On August 27, 2015, the Lummi Indian Business Council and the Lummi Nation sent a letter to the Army Corps of Engineers requesting an expedited decision on the status of the Gateway Pacific Terminal, stating "We remain committed to assisting the Corps in evaluating our request for a permit denial. However, we are not interested in engaging in a lengthy dialogue with the project proponent and do not anticipate the necessity of responding further." Additionally, the Lummi Nation announced on the same date that they were hiring Dentons, the world's largest law firm, to represent them in future lawsuits, indicating the Lummi are preparing for a fight in the courts over the Gateway Pacific Terminal.

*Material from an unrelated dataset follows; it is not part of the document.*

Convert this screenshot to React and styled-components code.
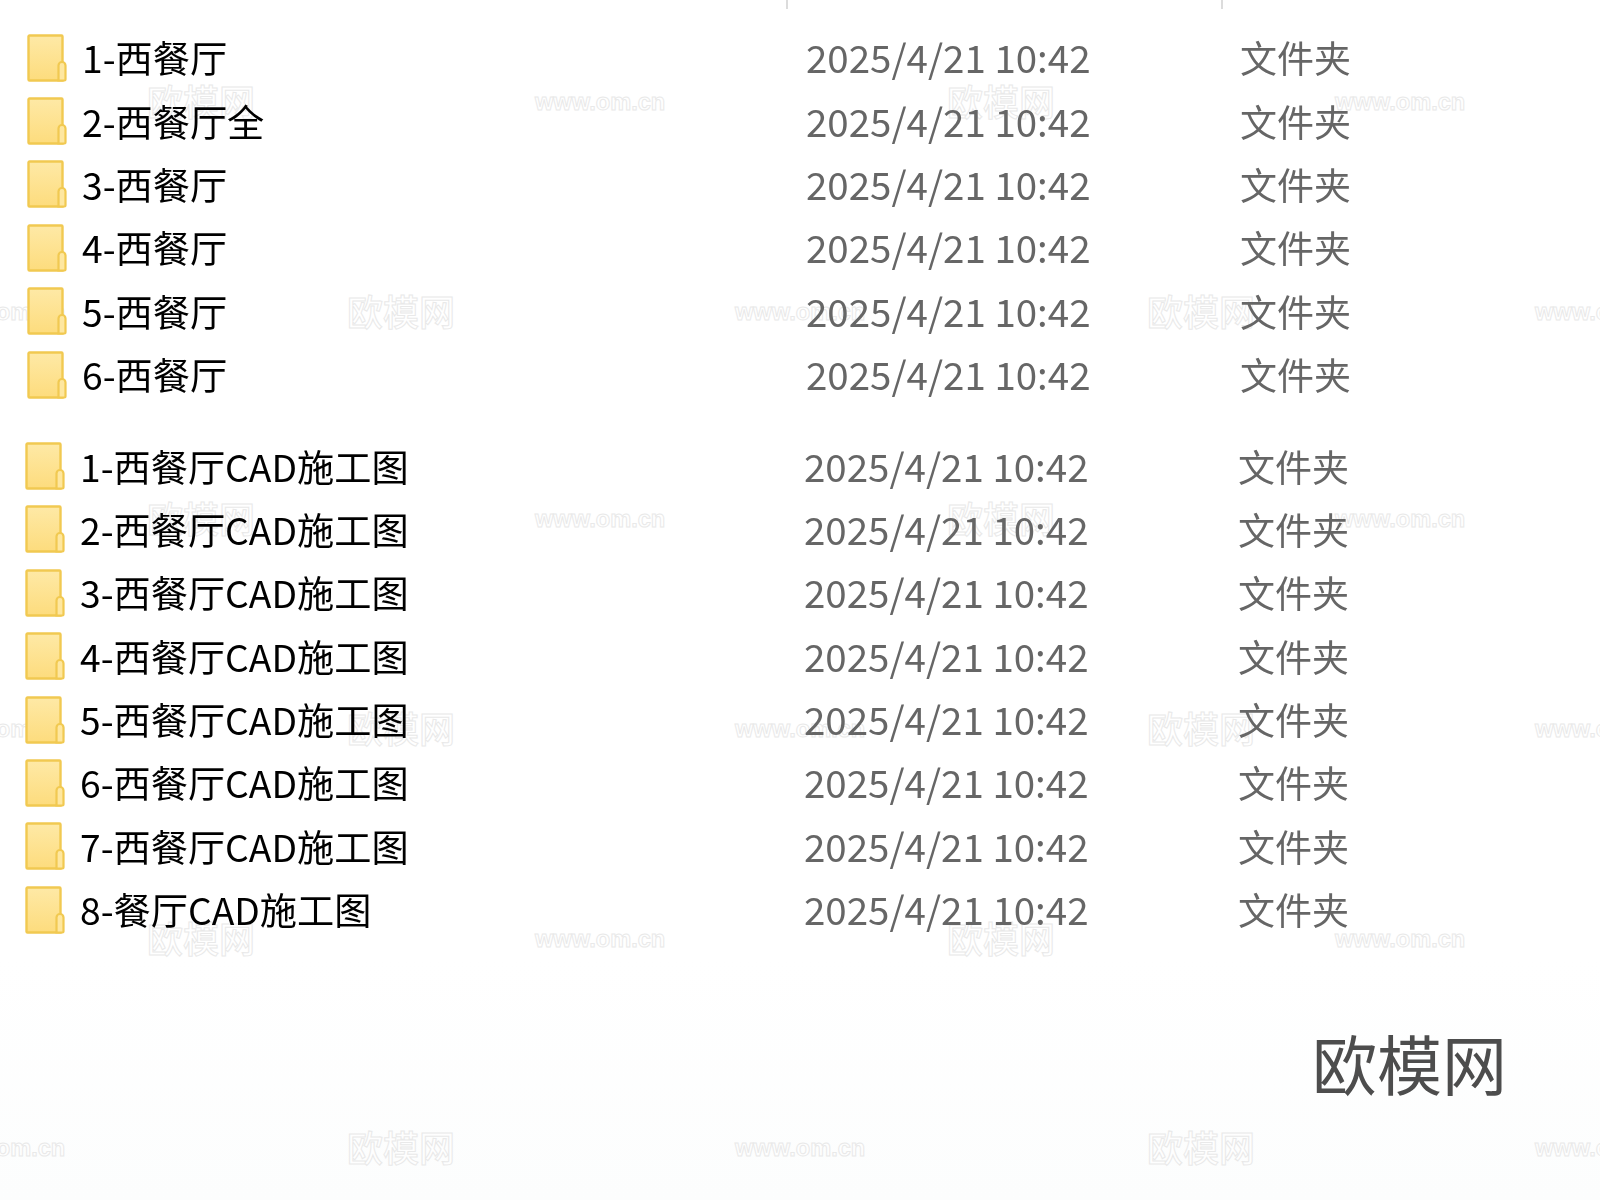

These protests by the Lummi and others regarding the Gateway Pacific Terminal connect to regional struggles against fossil coal extraction and export by environmental groups and Native American organizations in the Pacific Northwest. In September 2012, the Affiliated Tribes of Northwest Indians, a congress of more than 50 tribes in seven states, passed a resolution demanding a broad environmental impact statement for all terminal projects regionally. Another regional protest against coal development in the Pacific Northwest by Native American groups was the Totem Pole Journey, the journey of a 22-foot totem pole through the region from Vancouver, British Columbia to Lame Deer, Montana. On August 21, 2015, the pole made a stop in Bellingham, Washington, for a blessing by the Lummi Nation at the Tribal Administration Center.

==Proposal rejected==
On May 9, 2016, the Army Corps of Engineers denied a permit to the project, citing the Lummi Nation's treaty-protected fishing rights.

In July 2021, Whatcom County passed a zoning ordinance to prohibit new refineries, fossil fuel shipment facilities, coal plants, piers, and wharfs, in an attempt to put a permanent end to such proposals.